When adjusting for such statistical differences, America’s much lower infant mortality rate reflects even more favorably when factoring out higher uses of infertility drugs (more readily available in the U.S. than in the allegedly superior medical systems of other countries) and high teen pregnancy rates and pregnant teen drug usage. Nevertheless the USA’s supposedly abysmal infant death rate endures as a perennial myth—dispatched from the lips of the establishment media to the ears of progressive readers/viewers who recycle it uncritically and repetitively.

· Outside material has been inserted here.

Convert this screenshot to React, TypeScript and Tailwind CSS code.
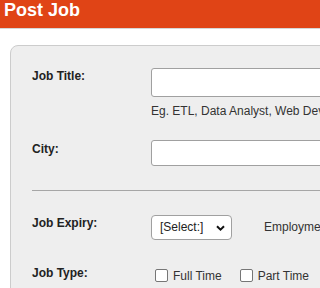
import React from "react";

function Check({ label }: { label: string }) {
  return (
    <label className="flex items-start">
      <span className="h-[13px] w-[13px] rounded-[2px] border border-[#767676] bg-white" />
      <span className="ml-[5px] text-[12px] leading-[15px] text-[#333]">{label}</span>
    </label>
  );
}

export default function App() {
  return (
    <div
      className="h-screen w-screen overflow-hidden bg-white"
      style={{ fontFamily: '"Liberation Sans", Arial, sans-serif' }}
    >
      <header className="h-[29px] border-b border-[#d6d6d6] bg-[#e04416] px-[4px]">
        <h1 className="text-[18px] font-bold leading-[20px] text-white">Post Job</h1>
      </header>

      <div className="ml-[10px] mt-[16px] w-[440px] rounded-[8px] border border-[#cccccc] bg-[#eeeeee] pb-6 pl-[21px] pt-[22px]">
        {/* Job Title */}
        <div className="flex items-start">
          <div className="mt-px w-[119px] text-[12px] font-bold leading-[15px] text-[#222]">Job Title:</div>
          <div>
            <div className="h-[29px] w-[280px] rounded-[3px] border border-[#a0a0a0] bg-white" />
            <div className="mt-[7px] whitespace-nowrap text-[12px] leading-[15px] text-[#333]">
              Eg. ETL, Data Analyst, Web Developer
            </div>
          </div>
        </div>

        {/* City */}
        <div className="mt-[21px] flex items-start">
          <div className="mt-[2px] w-[119px] text-[12px] font-bold leading-[15px] text-[#222]">City:</div>
          <div className="h-[26px] w-[280px] rounded-[3px] border border-[#a0a0a0] bg-white" />
        </div>

        <hr className="mt-[24px] border-0 border-t border-[#a6a6a6]" />

        {/* Job Expiry */}
        <div className="mt-[24px] flex items-start">
          <div className="mt-px w-[119px] text-[12px] font-bold leading-[15px] text-[#222]">Job Expiry:</div>
          <div className="flex h-[25px] w-[81px] items-center justify-between rounded-[4px] border border-[#a0a0a0] bg-white pl-[8px] pr-[5px]">
            <span className="text-[12px] leading-[15px] text-[#222]">[Select:]</span>
            <svg width="9" height="6" viewBox="0 0 9 6" className="mr-[1px]">
              <path d="M1 1.2 L4.5 4.6 L8 1.2" fill="none" stroke="#111" strokeWidth="2" />
            </svg>
          </div>
          <div className="ml-[32px] mt-[5px] whitespace-nowrap text-[12px] leading-[15px] text-[#333]">Employment Type:</div>
        </div>

        {/* Job Type */}
        <div className="mt-[26px] flex items-start">
          <div className="w-[119px] text-[12px] font-bold leading-[15px] text-[#222]">Job Type:</div>
          <div className="ml-[4px] mt-[3px] flex gap-[18px] whitespace-nowrap">
            <Check label="Full Time" />
            <Check label="Part Time" />
          </div>
        </div>
      </div>
    </div>
  );
}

And of course those statistical padding/differences between countries are never mentioned in those same news stories in an another example of FDR Secretary of State Cordell Hull’s famous quip that “A lie will gallop halfway round the world before the truth has time to pull its breeches on."


For more detailed reading on the art of statistically compiling infant mortality rates, go to:


https://www.washingtontimes.com/news/2014/oct/3/editorial-the-statistics-of-life/


http://www.drwalt.com/blog/2009/07/06/health-myth-1-“the-us-has-one-of-the-highest-infant-mortality-rates-in-the-developed-world”/


https://www.sciencedaily.com/releases/2016/10/161013103132.htm


ps. The COCEA chanced upon the infant mortality myth once again while reading “The Myths of Modern Medicine: The Alarming Truth about American Health Care” by healthcare consultant John Leifer. His insert credits include consultant to healthcare firms and founding a newsletter that featured contributions from Bill Clinton and Newt Gingrich. In his first chapter Leifer slams the U.S. healthcare system for its inferiority to countries with socialized medicine.


His proof?


You guessed it, a few paragraphs on America’s poor life expectancy and atrocious infant mortality rates. Nowhere was there any mention of America’s #1 ranking for life expectancy when comparing like ethnicities across developed countries (not even an attempt to dispel the counterargument, he just didn’t bring it up) or the widely different methods for calculating infant mortality in statistically stringent America versus laughably lax other countries. Instead Leifer simply writes “our national ranking of twenty-fifth in life expectancy” which places us “behind all the other rich countries and a few poor ones” and “our infant mortality rate, as measured against other wealthy nations, is the highest in the world.”


As a supposed “authority” on healthcare, one would expect Mr. Leifer to know better than simply peddling recycled one-liner myths without diving just a little deeper into the numbers. So what kind of expert is this author? Or does he really know better but prefers concealment and dishonesty?